We won’t hold our breath for Congress to act, but we hope that this recommendation from the only independent body officially empowered to review the state of human rights treaty compliance by the US will prompt members of Congress to consider sponsoring legislation to create a cause of action for violations of the ICCPR and give US courts jurisdiction to hear such complaints.

The UNHRC also criticized US mass surveillance, but mentioned only communication surveillance and metadata and not the closely related issue of NSA and DHS mass surveillance of travel metadata.

UN Human Rights Committee review of US implementation of the ICCPR: Day 2

Friday, March 14th, 2014

US government delegation listens to questions from the UN Human Rights Committee. (Click image for larger version.) At the head table, left to right: Scott Shuchart (Senior Adviser, Office of Civil Rights & Civil Liberties, DHS), Megan Mack (Officer for Civil Rights & Civil Liberties, DHS), Bruce Swartz (Deputy Assistant Attorney General, DOJ), Roy Austin, Jr. (Deputy Assistant Attorney General, Civil Rights Division, DOJ), Mary McLeod (head of the US delegation and Principal Deputy Legal Adviser, Department of State). US Army Brigadier General Richard Gross (Legal Counsel to the Chairman of the Joint Chiefs of Staff, Department of Defense) in profile at left in front of Ms. Mack.

Questioning of a US government delegation by the UN Human Rights Committee (UNHRC) concerning US implementation of the International Covenant on Civil and Political Rights (ICCPR) continued today in Geneva.

Many of the same issues as were raised in yesterday’s first round of questions from members of the Human Rights Committee continued to be pursued in today’s follow-up questioning, along with other concerns including NSA surveillance and collection of communications metadata.

But as the day went on, there was an increasing focus on the “meta-issues” of applicability, enforceability, and remedies and redress for violations of the rights guaranteed by the ICCPR:

  • Does the US accept that everyone subject to US jurisdiction is entitled to human rights, as the Human Rights Committee and almost every other party to the ICCPR (except Israel) interprets the treaty to mean?  Or does the treaty only apply to US actions within its borders, allowing the US to violate human rights abroad with impunity?
  • In light of the US interpretation of the ICCPR as not being “self-executing”, and the failure of Congress to enact effectuating legislation to enable the treaty to be invoked in US courts, what “effective” means of judicial redress (as required by the ICCPR itself) are available to those whose human rights are violated, especially if those violations of the ICCPR don’t also constitute violations of domestic US law?

This latter point, raised today by at least four members of the UNHRC, was one that we had taken the lead in asking the UNHRC to address, through both an initial and a supplemental submission to the UNHRC in advance of this week’s session.

The head of the US government delegation, Mary McLeod of the State Department, responded to these questions today by telling the UNHRC that the US “sees no need” to allow the ICCPR to be invoked in US courts.

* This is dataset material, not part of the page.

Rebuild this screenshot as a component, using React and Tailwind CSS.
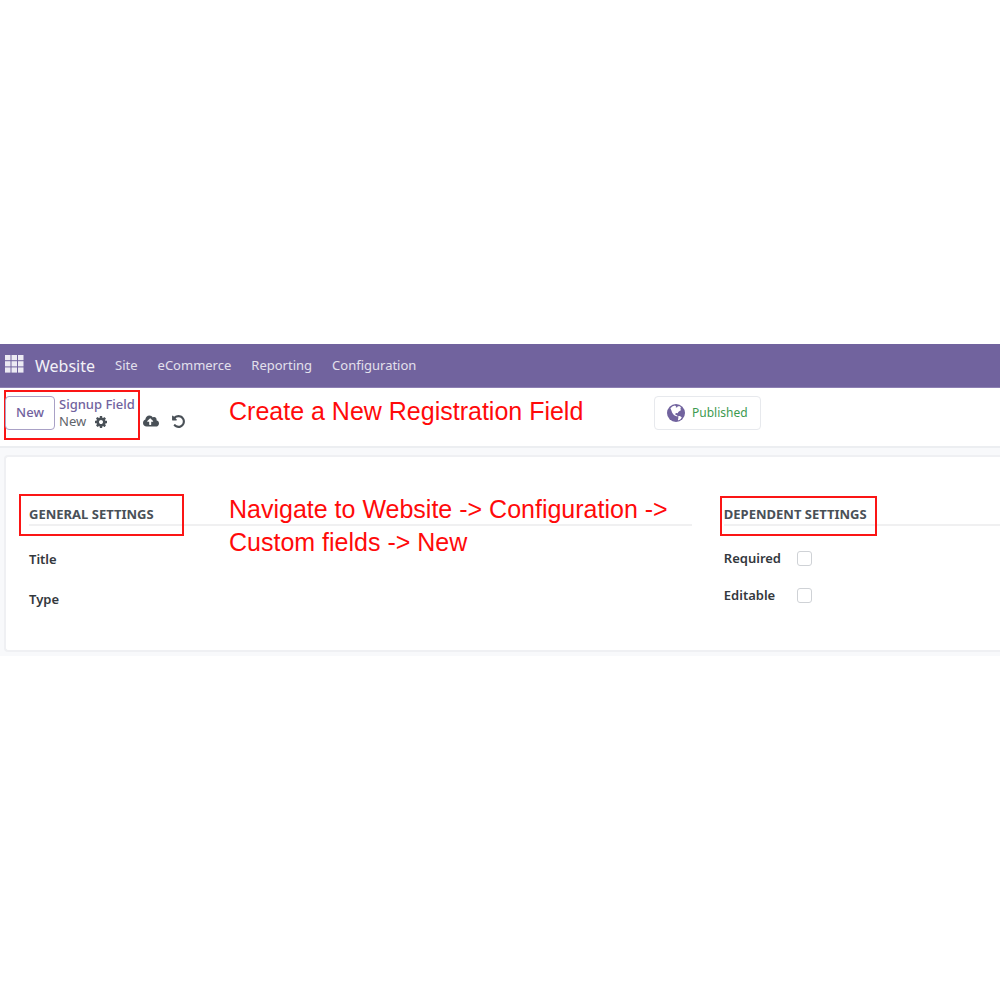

Her implicit message, and that of the other members of the US delegation in their responses to questions about specific issues, was that internal administrative measures provide an adequate substitute for judicial oversight or enforcement of human rights obligations.

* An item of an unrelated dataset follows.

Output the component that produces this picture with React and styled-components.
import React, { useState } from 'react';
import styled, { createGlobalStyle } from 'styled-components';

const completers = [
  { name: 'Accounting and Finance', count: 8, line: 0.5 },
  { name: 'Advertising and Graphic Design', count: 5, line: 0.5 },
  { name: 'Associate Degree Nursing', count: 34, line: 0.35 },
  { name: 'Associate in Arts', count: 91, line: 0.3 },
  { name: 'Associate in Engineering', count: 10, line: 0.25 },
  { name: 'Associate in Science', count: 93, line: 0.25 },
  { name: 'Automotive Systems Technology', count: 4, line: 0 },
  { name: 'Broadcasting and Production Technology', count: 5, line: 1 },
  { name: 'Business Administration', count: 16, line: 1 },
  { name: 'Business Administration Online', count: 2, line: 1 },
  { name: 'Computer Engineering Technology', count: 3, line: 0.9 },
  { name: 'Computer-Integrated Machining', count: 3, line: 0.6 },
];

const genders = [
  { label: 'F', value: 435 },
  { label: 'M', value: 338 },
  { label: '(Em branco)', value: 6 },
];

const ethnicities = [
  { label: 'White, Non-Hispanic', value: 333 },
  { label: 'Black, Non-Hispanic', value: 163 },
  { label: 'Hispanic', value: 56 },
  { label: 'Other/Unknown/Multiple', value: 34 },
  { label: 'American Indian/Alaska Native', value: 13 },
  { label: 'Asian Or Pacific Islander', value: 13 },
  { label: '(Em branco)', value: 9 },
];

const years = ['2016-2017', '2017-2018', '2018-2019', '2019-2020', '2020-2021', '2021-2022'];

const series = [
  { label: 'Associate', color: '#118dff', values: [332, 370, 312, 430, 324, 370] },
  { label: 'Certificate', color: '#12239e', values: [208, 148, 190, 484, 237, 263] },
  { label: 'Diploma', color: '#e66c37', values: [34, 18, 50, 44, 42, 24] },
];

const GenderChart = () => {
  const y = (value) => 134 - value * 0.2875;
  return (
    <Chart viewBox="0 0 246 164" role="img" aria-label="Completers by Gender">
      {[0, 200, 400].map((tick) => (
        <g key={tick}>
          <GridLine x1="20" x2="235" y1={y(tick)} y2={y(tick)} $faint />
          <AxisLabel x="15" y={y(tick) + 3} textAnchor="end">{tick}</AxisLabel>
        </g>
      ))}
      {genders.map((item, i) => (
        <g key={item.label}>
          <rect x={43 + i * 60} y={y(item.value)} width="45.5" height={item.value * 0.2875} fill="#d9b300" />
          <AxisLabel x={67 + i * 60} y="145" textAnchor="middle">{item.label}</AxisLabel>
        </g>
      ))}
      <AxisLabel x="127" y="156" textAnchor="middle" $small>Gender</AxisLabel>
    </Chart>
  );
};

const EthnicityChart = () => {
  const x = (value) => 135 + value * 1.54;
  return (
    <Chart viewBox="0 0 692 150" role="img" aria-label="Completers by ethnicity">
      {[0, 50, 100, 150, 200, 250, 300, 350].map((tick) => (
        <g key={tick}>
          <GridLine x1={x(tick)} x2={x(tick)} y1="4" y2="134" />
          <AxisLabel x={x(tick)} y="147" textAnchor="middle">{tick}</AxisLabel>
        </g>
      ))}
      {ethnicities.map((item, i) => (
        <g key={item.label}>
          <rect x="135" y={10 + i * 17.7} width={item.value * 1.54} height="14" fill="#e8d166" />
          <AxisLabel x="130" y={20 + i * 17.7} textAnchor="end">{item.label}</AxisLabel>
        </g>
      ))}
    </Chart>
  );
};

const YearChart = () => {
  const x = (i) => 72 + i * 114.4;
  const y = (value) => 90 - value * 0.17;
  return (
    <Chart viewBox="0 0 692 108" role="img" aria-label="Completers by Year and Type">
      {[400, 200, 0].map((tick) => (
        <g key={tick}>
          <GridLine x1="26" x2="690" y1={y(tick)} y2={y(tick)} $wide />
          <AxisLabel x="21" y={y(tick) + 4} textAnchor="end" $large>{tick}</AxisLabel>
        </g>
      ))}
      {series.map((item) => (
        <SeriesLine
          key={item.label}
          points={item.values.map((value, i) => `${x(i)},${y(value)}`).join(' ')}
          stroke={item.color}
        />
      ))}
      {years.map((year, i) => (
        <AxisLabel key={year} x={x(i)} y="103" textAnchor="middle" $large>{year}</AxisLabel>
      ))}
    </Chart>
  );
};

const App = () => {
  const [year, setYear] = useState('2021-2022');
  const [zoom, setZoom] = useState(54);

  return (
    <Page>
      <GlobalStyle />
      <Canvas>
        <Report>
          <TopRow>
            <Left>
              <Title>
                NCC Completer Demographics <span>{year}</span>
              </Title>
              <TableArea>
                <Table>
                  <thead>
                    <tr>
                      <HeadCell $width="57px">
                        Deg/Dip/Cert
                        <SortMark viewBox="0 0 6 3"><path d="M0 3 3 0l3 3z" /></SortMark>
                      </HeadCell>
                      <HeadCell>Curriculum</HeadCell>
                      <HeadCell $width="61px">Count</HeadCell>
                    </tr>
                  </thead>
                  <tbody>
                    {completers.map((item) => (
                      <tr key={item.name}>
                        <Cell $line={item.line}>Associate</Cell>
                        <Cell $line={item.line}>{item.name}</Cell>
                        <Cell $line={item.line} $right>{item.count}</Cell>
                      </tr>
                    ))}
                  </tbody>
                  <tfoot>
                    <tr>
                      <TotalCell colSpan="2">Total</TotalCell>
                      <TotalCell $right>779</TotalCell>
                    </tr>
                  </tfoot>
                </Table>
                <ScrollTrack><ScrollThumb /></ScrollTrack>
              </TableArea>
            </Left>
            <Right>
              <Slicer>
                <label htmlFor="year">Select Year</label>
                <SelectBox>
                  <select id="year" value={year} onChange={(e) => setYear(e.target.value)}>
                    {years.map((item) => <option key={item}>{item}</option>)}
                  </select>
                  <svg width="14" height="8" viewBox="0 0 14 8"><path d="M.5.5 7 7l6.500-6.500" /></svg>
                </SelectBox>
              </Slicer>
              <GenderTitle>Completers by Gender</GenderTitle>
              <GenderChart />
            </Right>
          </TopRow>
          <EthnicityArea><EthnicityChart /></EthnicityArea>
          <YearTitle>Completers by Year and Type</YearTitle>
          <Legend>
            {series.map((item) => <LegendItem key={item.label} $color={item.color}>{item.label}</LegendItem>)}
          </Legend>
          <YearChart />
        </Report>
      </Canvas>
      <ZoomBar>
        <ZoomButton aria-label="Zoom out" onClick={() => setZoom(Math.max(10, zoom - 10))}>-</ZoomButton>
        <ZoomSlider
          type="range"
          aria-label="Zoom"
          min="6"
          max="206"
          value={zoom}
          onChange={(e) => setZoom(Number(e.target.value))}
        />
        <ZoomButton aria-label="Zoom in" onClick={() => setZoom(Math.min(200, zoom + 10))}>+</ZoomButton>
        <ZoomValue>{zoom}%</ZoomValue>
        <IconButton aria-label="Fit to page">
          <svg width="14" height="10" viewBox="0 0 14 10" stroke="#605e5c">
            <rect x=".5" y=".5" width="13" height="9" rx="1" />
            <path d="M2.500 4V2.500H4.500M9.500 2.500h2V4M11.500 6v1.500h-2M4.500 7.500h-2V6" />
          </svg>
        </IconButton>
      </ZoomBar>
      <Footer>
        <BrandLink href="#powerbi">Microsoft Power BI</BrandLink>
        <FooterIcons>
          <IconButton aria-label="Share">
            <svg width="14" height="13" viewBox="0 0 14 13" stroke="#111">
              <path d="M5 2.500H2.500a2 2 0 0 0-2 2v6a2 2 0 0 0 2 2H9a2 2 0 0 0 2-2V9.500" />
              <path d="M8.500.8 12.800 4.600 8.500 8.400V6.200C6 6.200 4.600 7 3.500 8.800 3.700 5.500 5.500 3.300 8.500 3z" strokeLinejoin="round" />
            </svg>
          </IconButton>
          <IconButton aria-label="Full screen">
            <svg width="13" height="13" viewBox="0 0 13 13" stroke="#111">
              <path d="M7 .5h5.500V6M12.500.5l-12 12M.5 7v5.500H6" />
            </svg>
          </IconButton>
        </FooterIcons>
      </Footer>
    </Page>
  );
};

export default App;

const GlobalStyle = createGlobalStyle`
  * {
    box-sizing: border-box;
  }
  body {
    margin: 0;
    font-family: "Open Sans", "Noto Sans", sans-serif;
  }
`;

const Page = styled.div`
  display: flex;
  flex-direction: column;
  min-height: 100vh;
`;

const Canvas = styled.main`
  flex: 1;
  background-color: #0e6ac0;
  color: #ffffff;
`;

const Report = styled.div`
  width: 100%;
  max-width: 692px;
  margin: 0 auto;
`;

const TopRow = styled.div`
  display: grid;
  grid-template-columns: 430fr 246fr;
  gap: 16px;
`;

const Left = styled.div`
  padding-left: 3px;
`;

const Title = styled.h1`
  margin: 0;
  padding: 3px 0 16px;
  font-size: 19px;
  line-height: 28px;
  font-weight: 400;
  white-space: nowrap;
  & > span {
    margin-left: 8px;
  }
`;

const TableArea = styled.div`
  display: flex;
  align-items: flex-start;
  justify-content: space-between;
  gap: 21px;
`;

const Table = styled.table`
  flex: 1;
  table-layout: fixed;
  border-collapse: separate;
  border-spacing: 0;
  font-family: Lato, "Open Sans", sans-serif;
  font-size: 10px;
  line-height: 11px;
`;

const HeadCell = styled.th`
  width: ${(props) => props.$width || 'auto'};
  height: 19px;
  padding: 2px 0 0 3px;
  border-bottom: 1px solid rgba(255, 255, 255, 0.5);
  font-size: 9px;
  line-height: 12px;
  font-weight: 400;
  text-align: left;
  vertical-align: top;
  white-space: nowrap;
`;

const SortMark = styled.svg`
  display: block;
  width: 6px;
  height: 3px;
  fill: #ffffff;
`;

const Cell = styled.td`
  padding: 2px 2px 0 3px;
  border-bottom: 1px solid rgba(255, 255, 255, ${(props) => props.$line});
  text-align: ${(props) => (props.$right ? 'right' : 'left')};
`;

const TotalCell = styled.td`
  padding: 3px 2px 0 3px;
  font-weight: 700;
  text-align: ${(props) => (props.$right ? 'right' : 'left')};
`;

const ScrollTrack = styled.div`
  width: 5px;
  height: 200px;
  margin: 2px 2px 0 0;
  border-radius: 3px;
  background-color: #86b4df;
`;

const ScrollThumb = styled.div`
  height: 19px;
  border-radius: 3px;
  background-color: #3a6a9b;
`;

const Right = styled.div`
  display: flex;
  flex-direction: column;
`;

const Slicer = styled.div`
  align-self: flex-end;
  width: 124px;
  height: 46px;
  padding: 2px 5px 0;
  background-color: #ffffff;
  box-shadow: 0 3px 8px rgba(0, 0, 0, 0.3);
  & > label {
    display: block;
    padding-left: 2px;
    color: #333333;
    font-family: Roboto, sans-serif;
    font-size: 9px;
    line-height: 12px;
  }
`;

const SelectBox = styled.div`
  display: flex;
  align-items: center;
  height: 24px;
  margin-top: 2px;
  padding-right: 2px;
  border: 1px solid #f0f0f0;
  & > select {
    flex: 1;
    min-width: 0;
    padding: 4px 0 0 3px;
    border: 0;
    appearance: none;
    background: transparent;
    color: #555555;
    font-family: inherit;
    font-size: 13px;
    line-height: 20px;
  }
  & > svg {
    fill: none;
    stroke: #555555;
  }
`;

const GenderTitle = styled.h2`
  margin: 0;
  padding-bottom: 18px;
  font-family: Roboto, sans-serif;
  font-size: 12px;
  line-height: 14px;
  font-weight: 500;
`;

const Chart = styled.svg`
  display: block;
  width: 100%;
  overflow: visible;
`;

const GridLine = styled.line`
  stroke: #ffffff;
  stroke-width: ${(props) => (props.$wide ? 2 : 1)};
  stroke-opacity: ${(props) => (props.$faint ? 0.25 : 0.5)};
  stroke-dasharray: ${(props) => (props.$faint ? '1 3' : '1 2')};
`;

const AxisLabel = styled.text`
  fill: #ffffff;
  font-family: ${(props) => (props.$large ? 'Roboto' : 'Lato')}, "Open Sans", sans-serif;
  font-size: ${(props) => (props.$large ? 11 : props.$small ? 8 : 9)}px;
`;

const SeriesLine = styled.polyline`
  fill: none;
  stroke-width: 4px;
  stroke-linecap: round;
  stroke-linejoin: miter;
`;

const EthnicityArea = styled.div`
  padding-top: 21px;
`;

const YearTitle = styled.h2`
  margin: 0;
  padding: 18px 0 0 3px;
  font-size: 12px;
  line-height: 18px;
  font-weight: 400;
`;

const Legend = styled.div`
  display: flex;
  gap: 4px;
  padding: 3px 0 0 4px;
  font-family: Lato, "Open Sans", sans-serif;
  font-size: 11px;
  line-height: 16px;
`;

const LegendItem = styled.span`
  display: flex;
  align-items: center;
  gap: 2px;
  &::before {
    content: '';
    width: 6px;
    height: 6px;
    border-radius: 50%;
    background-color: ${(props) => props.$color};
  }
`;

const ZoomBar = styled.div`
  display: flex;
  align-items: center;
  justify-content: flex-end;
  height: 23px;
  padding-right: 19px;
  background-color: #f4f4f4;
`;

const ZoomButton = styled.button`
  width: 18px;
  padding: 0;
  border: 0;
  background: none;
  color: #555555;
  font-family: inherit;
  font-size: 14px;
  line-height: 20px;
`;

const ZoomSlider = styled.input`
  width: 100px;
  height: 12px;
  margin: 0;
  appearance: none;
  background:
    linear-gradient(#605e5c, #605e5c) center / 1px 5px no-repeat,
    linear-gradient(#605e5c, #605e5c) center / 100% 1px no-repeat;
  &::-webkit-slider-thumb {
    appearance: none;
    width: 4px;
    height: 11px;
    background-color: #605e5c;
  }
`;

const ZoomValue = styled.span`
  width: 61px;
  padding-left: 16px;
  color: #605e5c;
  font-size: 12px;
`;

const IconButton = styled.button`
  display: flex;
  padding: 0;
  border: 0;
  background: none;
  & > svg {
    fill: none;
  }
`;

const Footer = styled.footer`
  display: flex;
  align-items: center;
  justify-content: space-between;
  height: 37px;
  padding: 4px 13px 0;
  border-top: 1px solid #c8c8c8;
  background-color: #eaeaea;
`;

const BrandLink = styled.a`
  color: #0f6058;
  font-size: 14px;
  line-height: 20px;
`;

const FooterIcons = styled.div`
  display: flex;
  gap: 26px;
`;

But many of those claims about administrative “remedies” rang hollow:

  • DHS Officer for Civil Rights & Civil Liberties Megan Mack, who has been officially designated as responsible for implementation of the ICCPR by the DHS, said that her office “enforces” DHS administrative standards for use of deadly force by US Customs and Border Protection officers.  But she didn’t mention that her office is purely advisory, and has no authority to order any sanctions against CBP officers or any other DHS employees or contractors.
  • Ms. Mack told the UNHRC that her office “receives complaints” of violations of the ICCPR by DHS components, which is true. But she didn’t tell the UNHRC that  some of those  complaints, including some of ours, have been pending with her office for years without any response.  Nor did she mention that her office has claimed that violations of the ICCPR were “authorized” by US law, suggesting a profoundly mistaken belief that the US can derogate from its treaty obligations by enacting domestic statutes.
  • Roy Austin, Jr., Deputy Assistant Attorney General and head of the Civil Rights Division of the Department of Justice, told the UNHRC how important it is to ensure that people who believe their human rights have been violated have a place to complain, and receive a response to their complaint.  But he didn’t disclose to the UNHRC that — as we learned in response to one of our FOIA requests — his Department has no record of ever having designated a point of contact for such complaints, or of ever having responded to any of them.
  • Deputy Assistant Attorney General Bruce Swartz talked about Attorney General Holder’s policy that his “Department will not defend an invocation of the [state secrets] privilege to conceal … administrative error”, but didn’t mention that A.G. Holder personally signed a sworn declaration to the court in the first “no-fly” trial, explicitly quoting that policy while invoking the state secrets privilege to try to prevent the plaintiff, who the government admitted posed no danger, from learning or obtaining redress for her having been placed on the “no-fly” list as a result of what the government admits was a mistake by an FBI agent who checked the boxes on a form he was supposed to un-check and un-chekked the boxes he was supposed to check.

Throughout the day, there was much talk of “guidelines” and “policies”, but little talk of laws or of whether practices conform to aspirational administrative “guidance”.

The UNHRC is expected to issue its report on US implementation of the ICCPR , in the form of “concluding observations” from its review, on March 27th.